### Exercise prompt
Take every line from the listing below that includes "React" and copy it.
──────── Data segment ────────
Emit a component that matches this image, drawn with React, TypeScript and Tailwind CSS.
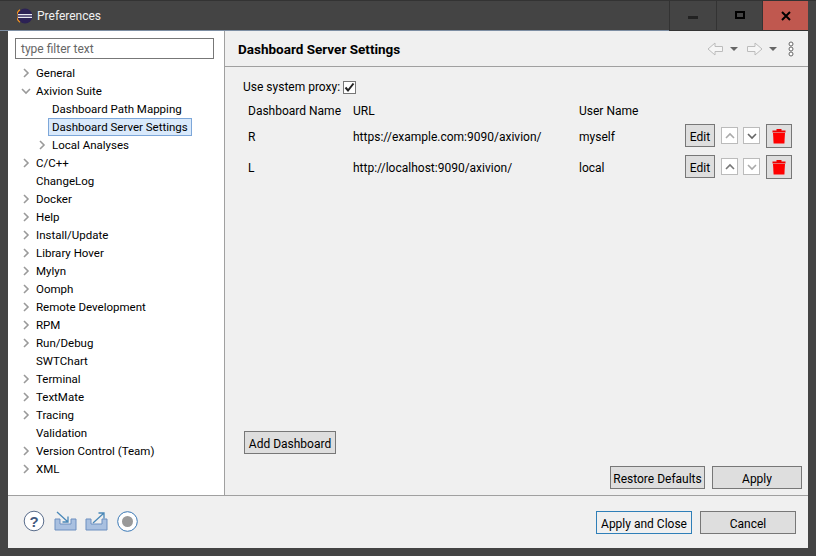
import React from 'react';

const font = '[font-family:Roboto,"Open_Sans",sans-serif]';

const treeItems = [
  { label: 'General', arrow: 'right', indent: 0 },
  { label: 'Axivion Suite', arrow: 'down', indent: 0 },
  { label: 'Dashboard Path Mapping', indent: 1 },
  { label: 'Dashboard Server Settings', indent: 1, selected: true },
  { label: 'Local Analyses', arrow: 'right', indent: 1 },
  { label: 'C/C++', arrow: 'right', indent: 0 },
  { label: 'ChangeLog', indent: 0 },
  { label: 'Docker', arrow: 'right', indent: 0 },
  { label: 'Help', arrow: 'right', indent: 0 },
  { label: 'Install/Update', arrow: 'right', indent: 0 },
  { label: 'Library Hover', arrow: 'right', indent: 0 },
  { label: 'Mylyn', arrow: 'right', indent: 0 },
  { label: 'Oomph', arrow: 'right', indent: 0 },
  { label: 'Remote Development', arrow: 'right', indent: 0 },
  { label: 'RPM', arrow: 'right', indent: 0 },
  { label: 'Run/Debug', arrow: 'right', indent: 0 },
  { label: 'SWTChart', indent: 0 },
  { label: 'Terminal', arrow: 'right', indent: 0 },
  { label: 'TextMate', arrow: 'right', indent: 0 },
  { label: 'Tracing', arrow: 'right', indent: 0 },
  { label: 'Validation', indent: 0 },
  { label: 'Version Control (Team)', arrow: 'right', indent: 0 },
  { label: 'XML', arrow: 'right', indent: 0 },
];

const servers = [
  { name: 'R', url: 'https://example.com:9090/axivion/', user: 'myself', upOff: true, downOff: false },
  { name: 'L', url: 'http://localhost:9090/axivion/', user: 'local', upOff: false, downOff: true },
];

const Chevron = ({ dir, color = '#9a9a9a' }: { dir: string; color?: string }) => (
  <svg width="10" height="10" viewBox="0 0 10 10" fill="none" stroke={color} strokeWidth="1.6">
    {dir === 'right' && <path d="M3 1l4 4-4 4" />}
    {dir === 'down' && <path d="M1 3l4 4 4-4" />}
    {dir === 'up' && <path d="M1 7l4-4 4 4" />}
  </svg>
);

const Btn = ({ children, className = '' }: { children: React.ReactNode; className?: string }) => (
  <button className={`h-[23px] pt-[2px] border border-[#777] bg-[#dedede] text-[12px] leading-none text-black flex items-center justify-center ${className}`}>
    {children}
  </button>
);

const Arrow = ({ flip }: { flip?: boolean }) => (
  <svg width="16" height="14" viewBox="0 0 16 14" fill="#f6f6f6" stroke="#bcbcbc" strokeWidth="1">
    <path d={flip ? 'M.5 4.500h7.500v-3.500l7 6-7 6v-3.500h-7.500z' : 'M15.500 4.500h-7.500v-3.500l-7 6 7 6v-3.500h7.500z'} />
  </svg>
);

const Caret = () => <span className="w-0 h-0 border-x-[4px] border-x-transparent border-t-[4px] border-t-[#666]" />;

const TrashIcon = () => (
  <svg width="14" height="16" viewBox="0 0 14 16">
    <path d="M4.500 1h5v1.500h4v2h-13v-2h4z" fill="#f00000" />
    <path d="M1 5h12l-.6 10.500h-10.800z" fill="#ff0000" />
  </svg>
);

function ServerRow({ name, url, user, upOff, downOff }: (typeof servers)[number]) {
  return (
    <div className="flex items-center h-[31px] pl-[23px] pr-[15px]">
      <span className="w-[105px] pt-[2px]">{name}</span>
      <span className="w-[226px] pt-[2px]">{url}</span>
      <span className="w-[106px] pt-[2px]">{user}</span>
      <Btn className="w-[30px]">Edit</Btn>
      <span className="ml-[6px] w-[17px] h-[17px] border border-[#bbb] bg-white flex items-center justify-center">
        <Chevron dir="up" color={upOff ? '#aaa' : '#777'} />
      </span>
      <span className="ml-[5px] w-[17px] h-[17px] border border-[#bbb] bg-white flex items-center justify-center">
        <Chevron dir="down" color={downOff ? '#aaa' : '#666'} />
      </span>
      <span className="ml-[6px] w-[26px] h-[24px] border border-[#777] bg-[#dedede] flex items-center justify-center">
        <TrashIcon />
      </span>
    </div>
  );
}

export default function App() {
  return (
    <div className={`w-[816px] h-[556px] bg-[#444444] flex flex-col overflow-hidden text-[12px] text-black ${font}`}>
      {/* title bar */}
      <div className="h-[31px] flex items-stretch shrink-0 border-t border-t-[#333]">
        <div className="flex items-center flex-1 pl-[17px] gap-[4px] border-b border-b-[#7d8ea3]">
          <svg width="16" height="16" viewBox="0 0 16 16">
            <circle cx="8" cy="8" r="7.500" fill="#2c2255" />
            <path d="M3 1.800A7.500 7.500 0 0 0 3 14.200" fill="none" stroke="#f7941e" strokeWidth="1.200" />
            <rect x="1" y="6" width="14" height="1.300" fill="#e8e8f0" />
            <rect x="1" y="8.700" width="14" height="1.300" fill="#e8e8f0" />
          </svg>
          <span className="text-[#f0f0f0]">Preferences</span>
        </div>
        <div className="w-[47px] border-l border-b border-[#333] flex items-center justify-center">
          <span className="w-[10px] h-[3px] bg-[#222] mt-[4px]" />
        </div>
        <div className="w-[46px] border-l border-b border-[#333] flex items-center justify-center">
          <span className="w-[10px] h-[8px] border-2 border-black -mt-[1px]" />
        </div>
        <div className="w-[46px] bg-[#c0584f] flex items-center justify-center border-l border-b border-[#333] font-bold">
          <svg width="10" height="10" viewBox="0 0 10 10" stroke="#000" strokeWidth="2"><path d="M1 1l8 8M9 1l-8 8" /></svg>
        </div>
        <div className="w-[8px]" />
      </div>

      <div className="flex-1 mx-[8px] mb-[8px] flex flex-col bg-[#f0f0f0] min-h-0">
        <div className="flex flex-1 min-h-0 border-b border-[#a0a0a0]">
          {/* left tree */}
          <aside className="w-[217px] bg-white border-r border-[#a0a0a0] shrink-0 px-[7px] pt-[7px]">
            <div className="h-[21px] w-[199px] border border-[#777] pl-[5px] flex items-center text-[#666]">type filter text</div>
            <ul className="mt-[5px] text-[11.5px]">
              {treeItems.map((item) => (
                <li key={item.label} className="h-[18px] flex items-center" style={{ paddingLeft: item.indent ? 16 : 0 }}>
                  <span className="w-[21px] pl-[1px] flex justify-center shrink-0">
                    {item.arrow && <Chevron dir={item.arrow} />}
                  </span>
                  {item.selected ? (
                    <span className="-ml-[4px] pl-[3px] pr-[3px] pt-[2px] h-[18px] flex items-center bg-[#d9e9fb] border border-[#7da7d9]">
                      {item.label}
                    </span>
                  ) : (
                    <span className="pt-[2px]">{item.label}</span>
                  )}
                </li>
              ))}
            </ul>
          </aside>

          {/* right page */}
          <main className="flex-1 flex flex-col min-w-0">
            <div className="h-[36px] shrink-0 flex items-center border-b border-[#a0a0a0] pl-[13px] pr-[14px]">
              <h2 className="text-[13.5px] font-bold flex-1 mt-[2px]">Dashboard Server Settings</h2>
              <div className="flex items-center">
                <Arrow />
                <span className="w-[7px]" />
                <Caret />
                <span className="w-[9px]" />
                <Arrow flip />
                <span className="w-[6px]" />
                <Caret />
                <svg className="ml-[11px]" width="6" height="16" viewBox="0 0 6 16" fill="#fff" stroke="#666" strokeWidth="1">
                  <circle cx="3" cy="3" r="2" /><circle cx="3" cy="8" r="2" /><circle cx="3" cy="13" r="2" />
                </svg>
              </div>
            </div>

            <div className="flex-1 flex flex-col min-h-0">
              <div className="flex items-center pl-[18px] mt-[11px] h-[18px]">
                <span>Use system proxy:</span>
                <span className="ml-[3px] w-[13px] h-[13px] border border-[#777] bg-white flex items-center justify-center">
                  <svg width="11" height="11" viewBox="0 0 11 11" fill="none" stroke="#222" strokeWidth="2"><path d="M1.500 5.500l2.500 3 5.500-7" /></svg>
                </span>
              </div>
              <div className="flex items-center h-[18px] mt-[6px] pl-[23px]">
                <span className="w-[105px]">Dashboard Name</span>
                <span className="w-[226px]">URL</span>
                <span>User Name</span>
              </div>
              <div>
                {servers.map((s) => <ServerRow key={s.name} {...s} />)}
              </div>

              <div className="mt-auto pl-[19px]">
                <Btn className="w-[92px]">Add Dashboard</Btn>
              </div>
              <div className="flex justify-end gap-[7px] pr-[6px] mt-[12px] mb-[6px]">
                <Btn className="w-[95px]">Restore Defaults</Btn>
                <Btn className="w-[90px]">Apply</Btn>
              </div>
            </div>
          </main>
        </div>

        {/* footer */}
        <div className="h-[52px] pt-[1px] shrink-0 flex items-center pl-[15px] pr-[12px]">
          <div className="flex items-center flex-1 -mt-[3px]">
            <svg width="22" height="22" viewBox="0 0 22 22">
              <circle cx="11" cy="11" r="9.800" fill="#fff" stroke="#5a6d8c" strokeWidth="1" />
              <text x="11" y="16.500" textAnchor="middle" fontSize="15" fontWeight="bold" fill="#445a80" fontFamily="Liberation Sans">?</text>
            </svg>
            <svg width="23" height="20" viewBox="0 0 23 20" fill="none" className="ml-[9px]">
              <path d="M1 8h5v5h11V8h5v11H1z" fill="#a9c0e0" stroke="#6d8fc0" />
              <path d="M3 1l11 10M14 5.500V11H8.500" stroke="#4a88b8" strokeWidth="1.300" />
            </svg>
            <svg width="23" height="20" viewBox="0 0 23 20" fill="none" className="ml-[8px]">
              <path d="M1 8h5v5h11V8h5v11H1z" fill="#a9c0e0" stroke="#6d8fc0" />
              <path d="M8 12L19 2M13.500 2H19v5.500" stroke="#4a88b8" strokeWidth="1.300" />
            </svg>
            <svg width="21" height="21" viewBox="0 0 21 21" className="ml-[9px]">
              <circle cx="10.500" cy="10.500" r="9.800" fill="#fff" stroke="#3a78b5" strokeWidth="1" />
              <circle cx="10.500" cy="10.500" r="5.500" fill="#999" />
            </svg>
          </div>
          <Btn className="w-[96px] !border-[#2f7fb8] !bg-[#f0f0f0]">Apply and Close</Btn>
          <Btn className="w-[96px] ml-[8px]">Cancel</Btn>
        </div>
      </div>
    </div>
  );
}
────────
### Solution
Emit a component that matches this image, drawn with React, TypeScript and Tailwind CSS.
import React from 'react';
const Btn = ({ children, className = '' }: { children: React.ReactNode; className?: string }) => (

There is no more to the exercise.